PROBLEM: Return the lines below exactly, from the first line to the line that contains "const actions: string[]". Leave out pictures.

SOURCE DATA:
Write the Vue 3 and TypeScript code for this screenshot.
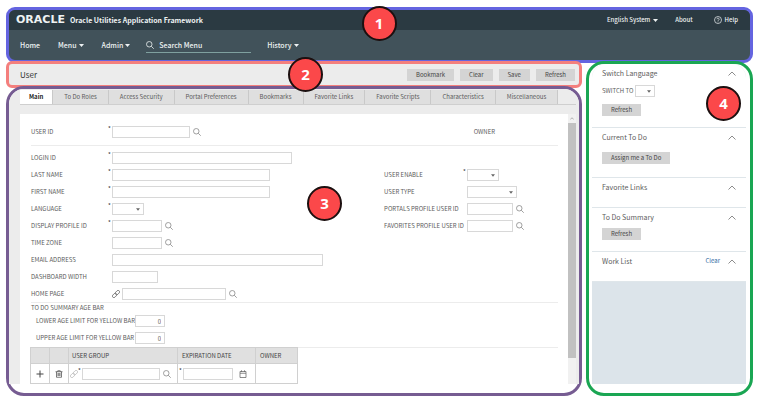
<script setup lang="ts">
import { ref } from 'vue'

interface Field {
  id: string
  label: string
  kind: 'text' | 'select'
  size: string
  required?: boolean
  search?: boolean
  link?: boolean
}

const tabs: string[] = [
  'Main',
  'To Do Roles',
  'Access Security',
  'Portal Preferences',
  'Bookmarks',
  'Favorite Links',
  'Favorite Scripts',
  'Characteristics',
  'Miscellaneous',
]
const activeTab = ref('Main')

const actions: string[] = ['Bookmark', 'Clear', 'Save', 'Refresh']

const leftFields: Field[] = [
  { id: 'login-id', label: 'LOGIN ID', kind: 'text', size: 'w-180', required: true },
  { id: 'last-name', label: 'LAST NAME', kind: 'text', size: 'w-158', required: true },
  { id: 'first-name', label: 'FIRST NAME', kind: 'text', size: 'w-158', required: true },
  { id: 'language', label: 'LANGUAGE', kind: 'select', size: 'w-32', required: true },
  { id: 'display-profile', label: 'DISPLAY PROFILE ID', kind: 'text', size: 'w-50', required: true, search: true },
  { id: 'time-zone', label: 'TIME ZONE', kind: 'text', size: 'w-50', search: true },
  { id: 'email', label: 'EMAIL ADDRESS', kind: 'text', size: 'w-211' },
  { id: 'dashboard-width', label: 'DASHBOARD WIDTH', kind: 'text', size: 'w-46' },
  { id: 'home-page', label: 'HOME PAGE', kind: 'text', size: 'w-104', link: true, search: true },
]

const rightFields: Field[] = [
  { id: 'user-enable', label: 'USER ENABLE', kind: 'select', size: 'w-32', required: true },
  { id: 'user-type', label: 'USER TYPE', kind: 'select', size: 'w-50' },
  { id: 'portals-profile', label: 'PORTALS PROFILE USER ID', kind: 'text', size: 'w-46', search: true },
  { id: 'favorites-profile', label: 'FAVORITES PROFILE USER ID', kind: 'text', size: 'w-46', search: true },
]

const columns = [
  { id: 'left', fields: leftFields },
  { id: 'right', fields: rightFields },
]

const lowerLimit = ref('0')
const upperLimit = ref('0')
</script>

<template>
  <svg class="sprite" aria-hidden="true">
    <symbol id="i-search" viewBox="0 0 16 16">
      <circle cx="6.5" cy="6.5" r="5.500" fill="none" stroke="currentColor" stroke-width="1.6" />
      <path d="M10.500 10.500 15.500 15.500" fill="none" stroke="currentColor" stroke-width="1.6" />
    </symbol>
    <symbol id="i-caret" viewBox="0 0 10 6"><path d="M0 0h10L5 6z" fill="currentColor" /></symbol>
    <symbol id="i-chevron" viewBox="0 0 16 10">
      <path d="M1 9 8 2l7 7" fill="none" stroke="currentColor" stroke-width="1.7" />
    </symbol>
    <symbol id="i-link" viewBox="0 0 16 16">
      <g fill="none" stroke="currentColor" stroke-width="1.5" transform="rotate(-45 8 8)">
        <rect x="-1" y="5" width="10" height="6" rx="3" />
        <rect x="7" y="5" width="10" height="6" rx="3" />
      </g>
    </symbol>
    <symbol id="i-plus" viewBox="0 0 16 16">
      <path d="M8 1v14M1 8h14" fill="none" stroke="currentColor" stroke-width="2" />
    </symbol>
    <symbol id="i-trash" viewBox="0 0 16 16">
      <path d="M1 3.5h14M5.5 3.5v-2h5v2M3 3.5v11h10v-11M6 6v6M8 6v6M10 6v6" fill="none" stroke="currentColor" stroke-width="1.4" />
    </symbol>
    <symbol id="i-calendar" viewBox="0 0 16 16">
      <path d="M2 3h12v12H2zM2 6.500h12M5 .5V4M11 .5V4" fill="none" stroke="currentColor" stroke-width="1.5" />
    </symbol>
    <symbol id="i-help" viewBox="0 0 16 16">
      <circle cx="8" cy="8" r="7" fill="none" stroke="currentColor" stroke-width="1.4" />
      <path d="M5.800 6.500a2.200 2.200 0 1 1 3.200 2c-.7.400-1 .7-1 1.500M8 11v1.500" fill="none" stroke="currentColor" stroke-width="1.4" />
    </symbol>
  </svg>

  <div class="page">
    <header class="region banner">
      <div class="topbar">
        <span class="logo">ORACLE</span>
        <span class="product">Oracle Utilities Application Framework</span>
        <a class="top-link system" href="#system">English System <svg class="caret"><use href="#i-caret" /></svg></a>
        <a class="top-link about" href="#about">About</a>
        <a class="top-link" href="#help"><svg class="icon"><use href="#i-help" /></svg> Help</a>
      </div>
      <nav class="navbar">
        <a class="nav-home" href="#home">Home</a>
        <button type="button" class="nav-menu">Menu <svg class="caret"><use href="#i-caret" /></svg></button>
        <button type="button" class="nav-admin">Admin <svg class="caret"><use href="#i-caret" /></svg></button>
        <label class="nav-search">
          <svg class="icon"><use href="#i-search" /></svg>
          <input type="text" placeholder="Search Menu" aria-label="Search Menu" />
        </label>
        <button type="button">History <svg class="caret"><use href="#i-caret" /></svg></button>
      </nav>
      <span class="marker marker-1">1</span>
    </header>

    <div class="body">
      <main class="work">
        <div class="region title-row">
          <h1>User</h1>
          <div class="actions">
            <button v-for="action in actions" :key="action" type="button" class="btn">{{ action }}</button>
          </div>
          <span class="marker marker-2">2</span>
        </div>

        <div class="region content">
          <div class="canvas">
            <div class="tabs" role="tablist">
              <button
                v-for="tab in tabs"
                :key="tab"
                type="button"
                role="tab"
                class="tab"
                :class="{ active: tab === activeTab }"
                :aria-selected="tab === activeTab"
                @click="activeTab = tab"
              >{{ tab }}</button>
            </div>

            <div class="sheet">
              <form class="form" @submit.prevent>
                <div class="identity">
                  <div class="field">
                    <label for="user-id">USER ID</label>
                    <span class="star">*</span>
                    <input id="user-id" class="box w-78" type="text" />
                    <button type="button" class="icon-btn" aria-label="Find user"><svg class="icon"><use href="#i-search" /></svg></button>
                  </div>
                  <span class="owner">OWNER</span>
                </div>

                <div class="fields">
                  <div v-for="column in columns" :key="column.id" class="column" :class="column.id">
                    <div v-for="field in column.fields" :key="field.id" class="field">
                      <label :for="field.id">{{ field.label }}</label>
                      <span class="star">{{ field.required ? '*' : '' }}</span>
                      <svg v-if="field.link" class="icon link"><use href="#i-link" /></svg>
                      <span v-if="field.kind === 'select'" class="select" :class="field.size">
                        <select :id="field.id" class="box"><option></option></select>
                        <svg class="arrow"><use href="#i-caret" /></svg>
                      </span>
                      <input v-else :id="field.id" class="box" :class="field.size" type="text" />
                      <button v-if="field.search" type="button" class="icon-btn" :aria-label="field.label"><svg class="icon"><use href="#i-search" /></svg></button>
                    </div>
                  </div>
                </div>

                <div class="age">
                  <fieldset>
                    <legend>TO DO SUMMARY AGE BAR</legend>
                    <div class="limits">
                      <div class="field">
                        <label for="lower-limit">LOWER AGE LIMIT FOR YELLOW BAR</label>
                        <input id="lower-limit" v-model="lowerLimit" class="box number" type="text" />
                      </div>
                      <div class="field">
                        <label for="upper-limit">UPPER AGE LIMIT FOR YELLOW BAR</label>
                        <input id="upper-limit" v-model="upperLimit" class="box number" type="text" />
                      </div>
                    </div>
                  </fieldset>
                </div>

                <div class="groups">
                  <table>
                    <thead>
                      <tr>
                        <th class="tool"></th>
                        <th class="tool"></th>
                        <th class="group">USER GROUP</th>
                        <th class="date">EXPIRATION DATE</th>
                        <th class="own">OWNER</th>
                      </tr>
                    </thead>
                    <tbody>
                      <tr>
                        <td class="tool"><button type="button" class="icon-btn dark" aria-label="Add"><svg class="icon"><use href="#i-plus" /></svg></button></td>
                        <td class="tool"><button type="button" class="icon-btn dark" aria-label="Delete"><svg class="icon"><use href="#i-trash" /></svg></button></td>
                        <td>
                          <div class="cell">
                            <svg class="icon faint"><use href="#i-link" /></svg>
                            <span class="star">*</span>
                            <input class="box w-78" type="text" aria-label="User group" />
                            <button type="button" class="icon-btn" aria-label="Find group"><svg class="icon"><use href="#i-search" /></svg></button>
                          </div>
                        </td>
                        <td>
                          <div class="cell">
                            <span class="star">*</span>
                            <input class="box w-50" type="text" aria-label="Expiration date" />
                            <button type="button" class="icon-btn calendar" aria-label="Choose date"><svg class="icon"><use href="#i-calendar" /></svg></button>
                          </div>
                        </td>
                        <td></td>
                      </tr>
                    </tbody>
                  </table>
                </div>
              </form>
              <div class="scrollbar">
                <svg class="scroll-up"><use href="#i-chevron" /></svg>
                <div class="thumb"></div>
              </div>
            </div>
          </div>
          <span class="marker marker-3">3</span>
        </div>
      </main>

      <aside class="region dashboard">
        <div class="zones">
          <section class="zone language">
            <header><h2>Switch Language</h2><button type="button" class="fold" aria-label="Collapse"><svg><use href="#i-chevron" /></svg></button></header>
            <div class="switch">
              <label for="switch-to">SWITCH TO</label>
              <span class="select">
                <select id="switch-to" class="box"><option></option></select>
                <svg class="arrow"><use href="#i-caret" /></svg>
              </span>
            </div>
            <button type="button" class="btn">Refresh</button>
          </section>
          <section class="zone current">
            <header><h2>Current To Do</h2><button type="button" class="fold" aria-label="Collapse"><svg><use href="#i-chevron" /></svg></button></header>
            <button type="button" class="btn">Assign me a To Do</button>
          </section>
          <section class="zone">
            <header><h2>Favorite Links</h2><button type="button" class="fold" aria-label="Collapse"><svg><use href="#i-chevron" /></svg></button></header>
          </section>
          <section class="zone summary">
            <header><h2>To Do Summary</h2><button type="button" class="fold" aria-label="Collapse"><svg><use href="#i-chevron" /></svg></button></header>
            <button type="button" class="btn">Refresh</button>
          </section>
          <section class="zone worklist">
            <header><h2>Work List</h2><a href="#clear">Clear</a><button type="button" class="fold" aria-label="Collapse"><svg><use href="#i-chevron" /></svg></button></header>
          </section>
        </div>
        <span class="marker marker-4">4</span>
      </aside>
    </div>
  </div>
</template>

<style>
body {
  margin: 0;
  background: #fff;
}
</style>

<style scoped>
.page,
.page * {
  box-sizing: border-box;
}

.page {
  padding: 7px 6px 6px;
  font-family: 'Noto Sans CJK SC', 'Open Sans', sans-serif;
  font-size: 6px;
  line-height: 8px;
  color: #5c5c5c;
}

.sprite {
  position: absolute;
  width: 0;
  height: 0;
}

button,
input,
select {
  margin: 0;
  padding: 0;
  border: 0;
  border-radius: 0;
  background: none;
  font: inherit;
  color: inherit;
}

a {
  color: inherit;
  text-decoration: none;
}

h1,
h2 {
  margin: 0;
  font-weight: 400;
}

.icon {
  display: block;
  flex: none;
  width: 8px;
  height: 8px;
}

.caret {
  width: 5px;
  height: 3px;
}

.region {
  position: relative;
  border: 3px solid;
}

/* Banner */
.banner {
  border-color: #6464e0;
  border-radius: 9px;
  background: #41525a;
  color: #eef2f3;
  font-weight: 500;
}

.topbar {
  display: flex;
  align-items: center;
  height: 20px;
  padding: 0 12px 0 7px;
  border-radius: 6px 6px 0 0;
  background: #2b3a42;
}

.logo {
  margin-right: 5px;
  font: bold 11px/12px 'DejaVu Sans', sans-serif;
}

.product {
  margin-right: auto;
  font-size: 7px;
  font-weight: 700;
}

.top-link {
  display: flex;
  align-items: center;
  gap: 3px;
}

.system {
  margin-right: 17px;
}

.about {
  margin-right: 21px;
}

.navbar {
  display: flex;
  align-items: center;
  height: 30px;
  padding: 0 11px;
  font-size: 7px;
}

.navbar button {
  display: flex;
  align-items: center;
  gap: 2px;
}

.nav-home {
  margin-right: 18px;
}

.navbar .nav-menu {
  margin-right: 18px;
}

.navbar .nav-admin {
  margin-right: 16px;
}

.nav-search {
  display: flex;
  align-items: center;
  gap: 5px;
  width: 105px;
  height: 16px;
  margin-right: 16px;
  border-bottom: 1px solid #7fa09f;
}

.nav-search input {
  width: 80px;
  outline: none;
}

.nav-search input::placeholder {
  color: #eef2f3;
  opacity: 1;
}

/* Body columns */
.body {
  display: flex;
  gap: 4px;
  margin-top: -2px;
}

.work {
  flex: 1;
  min-width: 0;
}

.title-row {
  display: flex;
  align-items: center;
  justify-content: space-between;
  height: 27px;
  padding: 0 4px 0 11px;
  border-color: #f47f7d;
  border-radius: 6px;
  background: #ececec;
}

.title-row h1 {
  font-size: 8px;
  line-height: 12px;
  color: #333;
}

.actions {
  display: flex;
  gap: 6px;
}

.btn {
  height: 12px;
  padding: 0 9px;
  background: #d4d4d4;
  color: #444;
  white-space: nowrap;
}

/* Content */
.content {
  margin-top: -2px;
  padding-bottom: 9px;
  border-color: #765c92;
  border-radius: 18px;
}

.canvas {
  padding: 1px 3px 0 11px;
  border-radius: 15px 15px 0 0;
  background: #ececec;
}

.tabs {
  display: flex;
  height: 15px;
  border-bottom: 1px solid #cfcfcf;
}

.tab {
  padding: 0 11px;
  border-right: 1px solid #c9c9c9;
  background: #dfdfdf;
  white-space: nowrap;
}

.tab.active {
  padding: 0 9px;
  background: #fff;
  color: #222;
  font-weight: 700;
}

.sheet {
  display: flex;
  margin-top: 9px;
  background: #fff;
}

.form {
  flex: 1;
  min-width: 0;
  padding: 12px 10px 0 11px;
}

.identity {
  display: flex;
  align-items: center;
  height: 20px;
  padding-bottom: 7px;
  border-bottom: 1px solid #ececec;
}

.identity .field {
  width: 84%;
}

.fields {
  display: flex;
  padding: 6px 0 2px;
}

.column {
  display: flex;
  flex-direction: column;
  gap: 5px;
}

.column.left {
  width: 67%;
}

.column.right {
  padding-top: 17px;
}

.field {
  display: flex;
  align-items: center;
  height: 12px;
}

.field label {
  width: 77px;
  white-space: nowrap;
}

.column.right label {
  width: 79px;
}

.star {
  align-self: flex-start;
  width: 4px;
  line-height: 6px;
  color: #333;
}

.box {
  display: block;
  height: 12px;
  border: 1px solid #d8d8d8;
  background: #fff;
  outline: none;
}

.select {
  position: relative;
  display: block;
}

.select .box {
  width: 100%;
  appearance: none;
}

.arrow {
  position: absolute;
  top: 5px;
  right: 4px;
  width: 4px;
  height: 3px;
  color: #666;
  pointer-events: none;
}

.w-32 { width: 32px; }
.w-46 { width: 46px; }
.w-50 { width: 50px; }
.w-78 { width: 78px; }
.w-104 { width: 104px; }
.w-158 { width: 158px; }
.w-180 { width: 180px; }
.w-211 { width: 211px; }

.link {
  margin-right: 2px;
  color: #666;
}

.icon-btn {
  margin-left: 3px;
  color: #888;
}

.age {
  padding: 1px 0 3px;
  border-top: 1px solid #ececec;
}

.age fieldset {
  margin: 0;
  padding: 0;
  border: 0;
}

.age legend {
  padding: 0;
}

.limits {
  display: flex;
  flex-direction: column;
  gap: 5px;
  padding: 3px 0 0 5px;
}

.age .field label {
  width: 99px;
}

.number {
  width: 30px;
  padding-right: 3px;
  text-align: right;
}

.groups {
  margin-left: -1px;
  border-top: 1px solid #ececec;
}

table {
  border-collapse: collapse;
  table-layout: fixed;
  width: 268px;
  margin-top: -1px;
}

th,
td {
  padding: 0 0 0 1px;
  border: 1px solid #d0d0d0;
  text-align: left;
}

th {
  height: 16px;
  padding-left: 4px;
  background: #e0e0e0;
  color: #444;
  font-weight: 400;
}

td {
  height: 20px;
}

th.tool {
  width: 19px;
}

td.tool {
  padding: 0;
  text-align: center;
}

th.group {
  width: 109px;
  padding-left: 3px;
}

th.date {
  width: 78px;
}

.cell {
  display: flex;
  align-items: center;
  height: 12px;
}

.dark {
  margin: 0;
  color: #444;
  vertical-align: middle;
}

.faint {
  color: #bbb;
}

.calendar {
  margin-left: 6px;
  color: #666;
}

.scrollbar {
  width: 8px;
  background: #f1f1f1;
}

.scroll-up {
  display: block;
  width: 4px;
  height: 3px;
  margin: 3px auto;
  color: #555;
}

.thumb {
  height: 87%;
  background: #c1c1c1;
}

/* Dashboard */
.dashboard {
  flex: 0 0 167px;
  padding: 0 4px 9px 3px;
  border-color: #1aa653;
  border-radius: 18px;
}

.zones {
  height: 100%;
  border-radius: 14px 14px 0 0;
  background: #dce4ea;
}

.zone {
  min-height: 30px;
  padding: 4px 10px;
  border-bottom: 1px solid #dfe6ea;
  background: #fff;
}

.zone:first-child {
  border-radius: 14px 14px 0 0;
}

.zone header {
  display: flex;
  align-items: center;
  height: 10px;
}

.zone h2 {
  margin-right: auto;
  font-size: 7px;
  line-height: 10px;
}

.zone a {
  margin-right: 8px;
  color: #2f6a9f;
}

.fold svg {
  display: block;
  width: 8px;
  height: 5px;
  color: #777;
}

.language {
  height: 64px;
}

.switch {
  display: flex;
  align-items: center;
  gap: 2px;
  margin: 7px 0;
}

.switch label {
  width: 31px;
  white-space: nowrap;
}

.switch .select {
  width: 20px;
}

.current {
  height: 50px;
}

.current .btn {
  margin-top: 10px;
}

.summary {
  height: 44px;
}

.summary .btn {
  margin-top: 6px;
}

/* Numbered markers */
.marker {
  position: absolute;
  z-index: 2;
  width: 35px;
  height: 35px;
  border: 2px solid #1c1010;
  border-radius: 50%;
  background: #fb484a;
  color: #fff;
  font: bold 15px/31px 'Open Sans', sans-serif;
  text-align: center;
}

.marker-1 {
  top: -4px;
  left: calc(50% - 18px);
}

.marker-2 {
  top: -7px;
  left: calc(50% - 6px);
}

.marker-3 {
  top: 97px;
  left: calc(50% + 13px);
}

.marker-4 {
  top: 22px;
  right: 9px;
}
</style>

SOLVED PROBLEM:
Write the Vue 3 and TypeScript code for this screenshot.
<script setup lang="ts">
import { ref } from 'vue'

interface Field {
  id: string
  label: string
  kind: 'text' | 'select'
  size: string
  required?: boolean
  search?: boolean
  link?: boolean
}

const tabs: string[] = [
  'Main',
  'To Do Roles',
  'Access Security',
  'Portal Preferences',
  'Bookmarks',
  'Favorite Links',
  'Favorite Scripts',
  'Characteristics',
  'Miscellaneous',
]
const activeTab = ref('Main')

const actions: string[] = ['Bookmark', 'Clear', 'Save', 'Refresh']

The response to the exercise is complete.